(WRITTEN EXERCISE):
Give the lines of the material verbatim, from the first line to the line with "import React from 'react'", including both.

(COLLECTED DATA):
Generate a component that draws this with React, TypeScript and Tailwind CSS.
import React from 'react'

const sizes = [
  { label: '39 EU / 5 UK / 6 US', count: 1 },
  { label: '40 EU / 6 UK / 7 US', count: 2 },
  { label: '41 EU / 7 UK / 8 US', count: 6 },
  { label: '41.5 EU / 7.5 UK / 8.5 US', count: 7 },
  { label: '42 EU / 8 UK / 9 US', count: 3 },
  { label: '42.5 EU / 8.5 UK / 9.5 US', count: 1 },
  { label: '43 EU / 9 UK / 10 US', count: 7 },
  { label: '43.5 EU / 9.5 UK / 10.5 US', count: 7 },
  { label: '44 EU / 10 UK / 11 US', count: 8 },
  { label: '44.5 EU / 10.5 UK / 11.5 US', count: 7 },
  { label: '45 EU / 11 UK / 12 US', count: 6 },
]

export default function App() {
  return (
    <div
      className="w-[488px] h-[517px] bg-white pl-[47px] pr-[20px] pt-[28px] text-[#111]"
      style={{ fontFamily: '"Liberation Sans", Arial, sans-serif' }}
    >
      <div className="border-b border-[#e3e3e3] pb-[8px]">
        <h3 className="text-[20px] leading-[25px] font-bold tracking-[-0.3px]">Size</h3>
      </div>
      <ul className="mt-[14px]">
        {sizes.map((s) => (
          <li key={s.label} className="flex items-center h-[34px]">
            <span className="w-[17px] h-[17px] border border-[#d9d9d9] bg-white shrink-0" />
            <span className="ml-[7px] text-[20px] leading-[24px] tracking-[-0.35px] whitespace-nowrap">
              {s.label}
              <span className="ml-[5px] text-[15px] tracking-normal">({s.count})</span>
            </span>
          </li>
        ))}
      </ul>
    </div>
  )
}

(THE SOLUTION):
Generate a component that draws this with React, TypeScript and Tailwind CSS.
import React from 'react'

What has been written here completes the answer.